A wild card might be Stewart-Cousins, who until January lead the Senate Democrats through six years in the minority.

The last time Democrats controlled the Senate, 2009 to 2010, was a period marred by corruption and in-fighting, casting doubt on the conference's ability to lead the chamber. Stewart-Cousins' main objective will be to present an image of cohesion and competence for the Democrats.

"The Democratic Senate especially wants to be seen as a functional body that can get things done," Hook said. "They have to put the ghosts of 2009 to rest."

As a suburban Democrat, Stewart-Cousins has often been underestimated, but last year made headlines for her sharp retort to the governor's patronizing advice.

Her leadership style, inclusive and measured, will be propelled by a 39-member majority at a moment of Democratic enthusiasm.

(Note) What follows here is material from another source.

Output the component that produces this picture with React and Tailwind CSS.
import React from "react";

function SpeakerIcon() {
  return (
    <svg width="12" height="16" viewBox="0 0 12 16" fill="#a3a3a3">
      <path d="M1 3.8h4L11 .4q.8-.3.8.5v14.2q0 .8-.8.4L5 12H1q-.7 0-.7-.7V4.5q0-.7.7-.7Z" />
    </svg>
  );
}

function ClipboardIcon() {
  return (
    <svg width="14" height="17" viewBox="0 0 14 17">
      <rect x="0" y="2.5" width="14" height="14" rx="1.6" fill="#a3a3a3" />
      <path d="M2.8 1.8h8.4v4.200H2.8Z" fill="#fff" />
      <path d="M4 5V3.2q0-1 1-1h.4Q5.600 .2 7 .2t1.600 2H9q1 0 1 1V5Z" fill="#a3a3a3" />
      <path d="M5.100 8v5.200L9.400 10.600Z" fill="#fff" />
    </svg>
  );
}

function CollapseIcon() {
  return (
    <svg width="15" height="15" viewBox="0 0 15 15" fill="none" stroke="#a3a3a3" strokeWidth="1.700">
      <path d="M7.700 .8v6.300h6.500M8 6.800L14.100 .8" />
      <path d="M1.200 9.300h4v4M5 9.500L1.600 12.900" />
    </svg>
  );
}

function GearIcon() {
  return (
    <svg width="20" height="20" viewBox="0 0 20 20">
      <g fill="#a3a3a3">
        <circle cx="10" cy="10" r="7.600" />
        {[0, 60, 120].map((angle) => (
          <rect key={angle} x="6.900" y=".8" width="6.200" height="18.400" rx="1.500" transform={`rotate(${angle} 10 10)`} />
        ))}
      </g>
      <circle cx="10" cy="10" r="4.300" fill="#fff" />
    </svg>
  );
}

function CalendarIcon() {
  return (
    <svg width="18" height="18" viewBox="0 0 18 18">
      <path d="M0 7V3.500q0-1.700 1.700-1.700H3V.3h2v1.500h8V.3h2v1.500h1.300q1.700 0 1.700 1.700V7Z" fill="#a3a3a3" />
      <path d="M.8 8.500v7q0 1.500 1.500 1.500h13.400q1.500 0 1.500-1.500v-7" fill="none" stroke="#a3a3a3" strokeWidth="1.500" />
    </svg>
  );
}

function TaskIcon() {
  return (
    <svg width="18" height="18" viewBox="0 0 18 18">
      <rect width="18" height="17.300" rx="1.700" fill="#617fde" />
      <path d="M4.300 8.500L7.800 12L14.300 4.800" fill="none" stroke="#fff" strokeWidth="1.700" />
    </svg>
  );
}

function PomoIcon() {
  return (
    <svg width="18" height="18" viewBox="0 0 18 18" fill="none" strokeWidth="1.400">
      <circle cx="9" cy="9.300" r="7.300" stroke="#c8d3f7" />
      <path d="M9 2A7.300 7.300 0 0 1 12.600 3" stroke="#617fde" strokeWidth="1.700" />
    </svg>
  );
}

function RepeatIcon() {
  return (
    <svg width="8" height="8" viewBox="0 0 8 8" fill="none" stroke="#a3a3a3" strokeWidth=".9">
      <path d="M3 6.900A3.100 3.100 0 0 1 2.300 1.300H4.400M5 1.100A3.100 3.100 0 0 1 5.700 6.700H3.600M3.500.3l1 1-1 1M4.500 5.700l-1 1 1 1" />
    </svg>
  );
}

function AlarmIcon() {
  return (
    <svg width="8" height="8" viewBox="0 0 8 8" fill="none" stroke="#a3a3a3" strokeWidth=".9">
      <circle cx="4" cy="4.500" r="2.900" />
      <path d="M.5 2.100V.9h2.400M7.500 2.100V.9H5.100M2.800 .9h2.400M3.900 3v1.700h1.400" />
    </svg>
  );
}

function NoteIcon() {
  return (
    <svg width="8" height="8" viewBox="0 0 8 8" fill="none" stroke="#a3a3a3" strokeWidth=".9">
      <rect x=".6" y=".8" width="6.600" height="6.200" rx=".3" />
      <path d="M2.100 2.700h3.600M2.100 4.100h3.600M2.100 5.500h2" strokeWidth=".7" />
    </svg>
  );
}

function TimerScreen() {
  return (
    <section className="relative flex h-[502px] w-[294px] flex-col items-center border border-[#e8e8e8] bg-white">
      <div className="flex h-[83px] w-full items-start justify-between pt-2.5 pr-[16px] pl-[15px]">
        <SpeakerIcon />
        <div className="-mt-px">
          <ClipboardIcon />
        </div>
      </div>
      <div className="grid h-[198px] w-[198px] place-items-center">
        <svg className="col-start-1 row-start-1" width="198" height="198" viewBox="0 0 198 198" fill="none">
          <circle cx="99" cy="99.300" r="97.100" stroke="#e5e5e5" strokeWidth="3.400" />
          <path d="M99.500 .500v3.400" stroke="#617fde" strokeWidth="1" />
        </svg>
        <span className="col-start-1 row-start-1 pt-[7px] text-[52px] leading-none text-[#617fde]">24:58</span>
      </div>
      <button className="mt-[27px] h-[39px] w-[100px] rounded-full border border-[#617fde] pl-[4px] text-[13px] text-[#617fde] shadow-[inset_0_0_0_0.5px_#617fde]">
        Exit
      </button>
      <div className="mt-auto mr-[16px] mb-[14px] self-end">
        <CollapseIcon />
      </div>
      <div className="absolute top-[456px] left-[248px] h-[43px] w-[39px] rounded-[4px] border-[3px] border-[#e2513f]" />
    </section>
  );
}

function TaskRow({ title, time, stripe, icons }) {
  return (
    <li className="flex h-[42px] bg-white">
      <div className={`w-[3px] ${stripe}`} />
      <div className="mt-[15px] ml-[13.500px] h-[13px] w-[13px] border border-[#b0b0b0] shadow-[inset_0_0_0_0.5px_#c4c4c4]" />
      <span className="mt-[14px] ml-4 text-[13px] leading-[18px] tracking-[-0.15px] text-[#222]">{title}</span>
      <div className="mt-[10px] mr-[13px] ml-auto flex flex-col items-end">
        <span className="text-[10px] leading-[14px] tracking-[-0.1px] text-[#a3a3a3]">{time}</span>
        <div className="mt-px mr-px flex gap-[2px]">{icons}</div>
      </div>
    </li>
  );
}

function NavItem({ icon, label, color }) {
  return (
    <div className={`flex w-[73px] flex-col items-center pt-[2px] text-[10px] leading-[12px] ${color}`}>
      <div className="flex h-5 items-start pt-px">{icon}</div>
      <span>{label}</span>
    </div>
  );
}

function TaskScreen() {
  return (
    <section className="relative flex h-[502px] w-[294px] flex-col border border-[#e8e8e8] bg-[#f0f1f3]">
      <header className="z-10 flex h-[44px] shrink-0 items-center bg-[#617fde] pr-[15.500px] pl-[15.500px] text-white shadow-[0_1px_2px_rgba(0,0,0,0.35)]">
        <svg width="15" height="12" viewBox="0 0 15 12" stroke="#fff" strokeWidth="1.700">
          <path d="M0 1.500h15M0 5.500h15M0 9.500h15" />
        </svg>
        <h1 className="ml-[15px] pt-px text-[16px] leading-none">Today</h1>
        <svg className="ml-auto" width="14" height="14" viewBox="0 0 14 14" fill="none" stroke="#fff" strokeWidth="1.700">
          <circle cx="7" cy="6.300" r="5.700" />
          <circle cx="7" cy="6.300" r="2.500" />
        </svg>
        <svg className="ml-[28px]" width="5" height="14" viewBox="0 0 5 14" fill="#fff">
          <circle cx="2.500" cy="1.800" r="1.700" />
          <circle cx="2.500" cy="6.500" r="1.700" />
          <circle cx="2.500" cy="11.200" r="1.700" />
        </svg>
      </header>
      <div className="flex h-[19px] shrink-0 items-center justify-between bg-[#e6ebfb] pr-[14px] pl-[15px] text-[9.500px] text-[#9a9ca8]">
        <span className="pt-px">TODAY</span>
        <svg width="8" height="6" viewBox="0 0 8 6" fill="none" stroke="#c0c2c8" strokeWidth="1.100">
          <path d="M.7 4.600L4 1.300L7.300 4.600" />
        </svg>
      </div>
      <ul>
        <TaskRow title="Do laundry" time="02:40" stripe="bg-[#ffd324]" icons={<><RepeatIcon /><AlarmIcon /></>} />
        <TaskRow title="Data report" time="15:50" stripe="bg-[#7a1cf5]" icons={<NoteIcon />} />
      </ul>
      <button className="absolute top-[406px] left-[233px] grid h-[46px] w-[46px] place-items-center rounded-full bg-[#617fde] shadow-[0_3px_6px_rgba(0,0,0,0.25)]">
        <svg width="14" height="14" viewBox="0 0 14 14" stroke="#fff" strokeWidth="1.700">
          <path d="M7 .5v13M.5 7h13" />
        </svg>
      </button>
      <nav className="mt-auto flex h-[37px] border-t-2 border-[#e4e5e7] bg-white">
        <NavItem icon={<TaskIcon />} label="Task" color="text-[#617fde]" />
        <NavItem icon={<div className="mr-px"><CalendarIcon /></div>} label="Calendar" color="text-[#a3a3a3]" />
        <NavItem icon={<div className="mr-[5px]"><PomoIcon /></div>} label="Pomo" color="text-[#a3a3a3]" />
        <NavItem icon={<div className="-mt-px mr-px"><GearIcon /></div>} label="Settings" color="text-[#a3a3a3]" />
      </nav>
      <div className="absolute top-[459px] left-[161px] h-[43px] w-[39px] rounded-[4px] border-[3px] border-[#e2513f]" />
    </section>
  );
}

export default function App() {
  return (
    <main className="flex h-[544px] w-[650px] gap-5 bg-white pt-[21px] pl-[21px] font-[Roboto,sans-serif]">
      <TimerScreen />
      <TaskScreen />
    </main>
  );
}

New York voters turned out in big numbers in 2018, unseating six Democratic senators who had aligned themselves with Senate Republicans in the Democratic primary, and flipping eight Republican-held districts in November's election, granting Democrats control of the house by a generous margin.

The leaders meet behind closed doors each March to finalize New York's $168 billion annual budget. Stewart-Cousins, as the first woman and person of color to lead a majority conference, will bring female representation to the budget negotiations that historically had been "three men in a room."

The conference also welcomes 14 new members  — young, progressive, and multi-cultural, and their ideas have the potential to shake up the status quo.

"These new legislators, in particular, are going to want to come back to their districts with substantive accomplishments," Sherrill said. "They are going to be more rowdy and raucous and they are going to want to change the rules in order to give individual members more power."

So far, Stewart-Cousins has been cautious not to over-commit or make declarative statements about overhauling Albany's power structures.

"I've not been in the room," she said. "After I'm in the room, then we will have a conversation about what I think about the experience."